Two siblings found guilty for their roles in the Jan. 6, 2021, breach of the US Capitol became the earliest of the demonstrators to regain their freedom late Monday after President Trump announced Day 1 pardons for hundreds who took part.
Andrew and Matthew Valentin, hailing from Stroudsburg, Pa., were released from the Central Detention Facility in Washington, DC, just before midnight, Trump administration representatives disclosed outside the facility — adding that Elon Musk was “the mastermind” behind their abrupt liberation.
“The first two January 6 defendants have been released. This is a few hours after President Trump signed his historic pardon,” the White House liaison to the Justice Department, Paul Ingrassia, told reporters, calling the pardon a “monumental moment in our history.”
“This injustice is ending in America tonight and this dark chapter in our country’s history is coming to an end,” Ingrassia added.
Trump, 78, said he issued “approximately 1,500 pardons” at the White House during Monday’s inaugural events.
Hours after he was sworn into office, the president authorized a measure commuting 14 prison sentences and granting “a full, complete and unconditional pardon to all other individuals convicted of offenses related to events that occurred at or near the United States Capitol on January 6, 2021.”
The Justice Department brought criminal charges against 1,583 people tied to the riot, which took place following Trump’s claim during the waning days of his first term that the 2020 election was being “stolen” from him. Protesters breached the Capitol in an effort to stop the certification of Electoral College votes confirming Joe Biden’s victory.
The Valentin brothers had only recently been handed a sentence of two and a half years in prison each on Friday, according to the Pocono Record.
Local reports state that 32-year-old Matthew Valentin admitted guilt in September to two felony charges of assaulting, resisting, or impeding certain officers and was facing up to eight years in prison.
His younger sibling, 27-year-old Andrew Valentin, pleaded guilty to one felony charge matching his brother’s and an additional felony for assaulting, resisting or impeding officers with a deadly or dangerous weapon. He was looking at a maximum of 28 years in prison.
Neither individual entered the Capitol on Jan. 6, but both became involved in confrontations with law enforcement.
Matthew “violently grabbed an officer’s neck” and directed “a chemical irritant” at officers, while Andrew flung a chair that struck one, according to a sentencing memo issued by the US Attorney’s Office for the District of Columbia.
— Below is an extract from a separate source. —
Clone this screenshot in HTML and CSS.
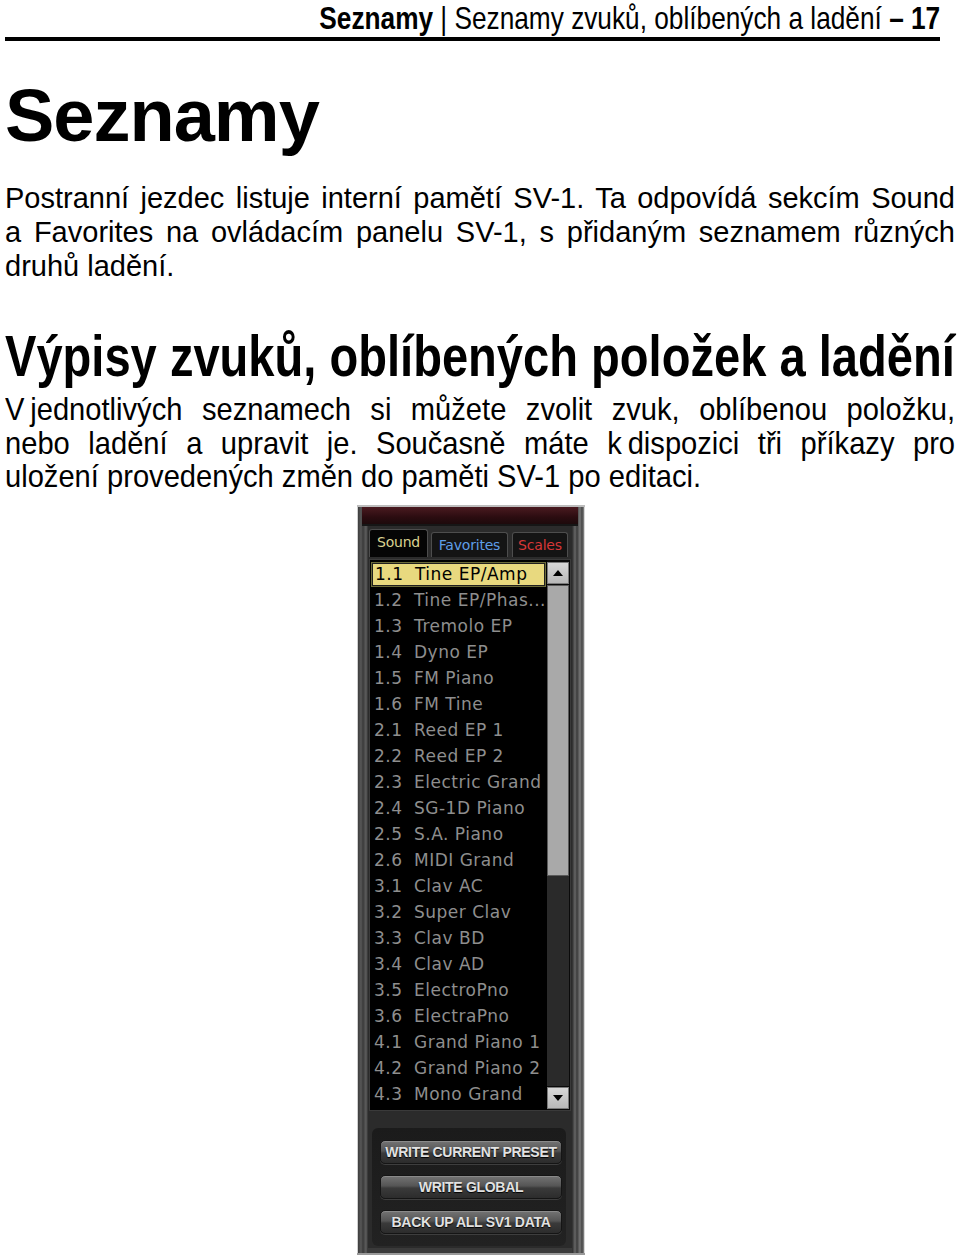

The memo also noted that both stole officers’ batons while yelling at the police.
Andrew wrote a letter expressing remorse for his conduct, while Matthew’s attorney stated “he has mentioned more than once how he is still haunted by his acts daily.”
“I am disappointed in myself when I think about how the law enforcement agents must have felt on that day and every day since,” Andrew wrote in his apology letter.
“My intentions were never to hurt anyone and I cannot believe that I behaved in such a manner.”
Trump had vowed to release “our great hostages” well ahead of his inauguration.
“They’ve been treated very unfair. The judges have been absolutely brutal. The prosecutors have been brutal. And nobody’s ever treated people in this country like that,” he said on the first day of his second term.
Capitol Police Officer Brian Sicknick, 42, who had supported Trump himself, died of a stroke one day after the Capitol turmoil. Two additional officers died by suicide within days of the incident.